Hitlergruß im Brauhofsaal
Die sorgsam zusammengestellten und fundierten Texte verweisen freilich nicht nur auf Opfer, Mitläufer*innen und Täter*innen der NS-Diktatur, sondern auch an den problematischen Umgang damit in der Nachkriegszeit. Man erfährt auch, dass die Stadt 1959 dem einstigen Wehrmachtsgeneral Karl Eibl ein Denkmal errichtete – das einzige im deutschen Sprachraum –, und dass sie noch 1990 eine Gasse nach der offen nationalsozialistischen Heimatdichterin Maria Grengg benannte; mittlerweile trägt diese jedoch den Namen der Reformpädagogin Margarete Schörl.
Historische Fotografien aus Archiven – unter anderem jenem des verdienstvollen Zeithistorikers Robert Streibel – ergänzen die Texte und geben eine Ahnung davon, wie es an manchen Orten aussah.
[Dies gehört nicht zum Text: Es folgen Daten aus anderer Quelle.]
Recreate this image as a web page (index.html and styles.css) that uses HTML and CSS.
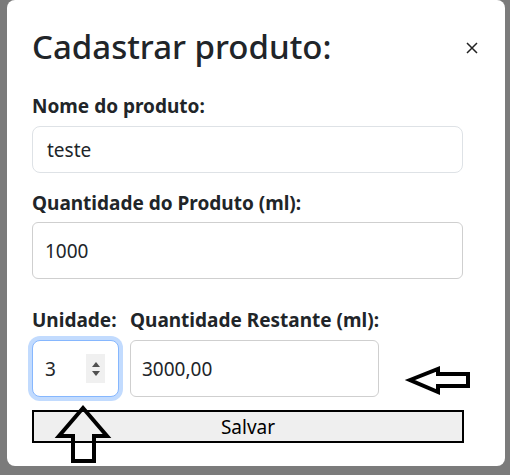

Manche von ihnen sprechen sie auf emotionaler Ebene an: etwa das Foto vom deprimierenden Abriss der Synagoge, die historische Aufnahme von einer NS-Kundgebung im Brauhofsaal, alle mit zum Hitlergruß gestreckten Händen, oder jenes herzförmige Andenken, das die Gefängnisaufseherin Hedwig Stocker von einstigen Inhaftierten erhielt: „Ihre unparteiische Gerechtigkeit war uns Hilfe und Trost“, bedankt sich eine davon bei Stocker. Sie verhalf Gefangenen zur Flucht und versteckte eine Widerstandskämpferin. Heute ist ein Park nach ihr benannt.
Mit den Texten von „Krems macht Geschichte“, dessen Stationen demnächst grüne Wimpel besser kenntlich machen, geht man anders durch die Stadt: Die Zeitgeschichte wird lebendig und legt sich wie ein Netzwerk über die Häuser, Straßen, Denkmäler und Parks. Nie wieder wird man an dem Wettbüro in der Dinstlstraße 3 vorübergehen, ohne daran zu denken, wie ganz normale Bürger*innen hier ihre Mitmenschen demütigten.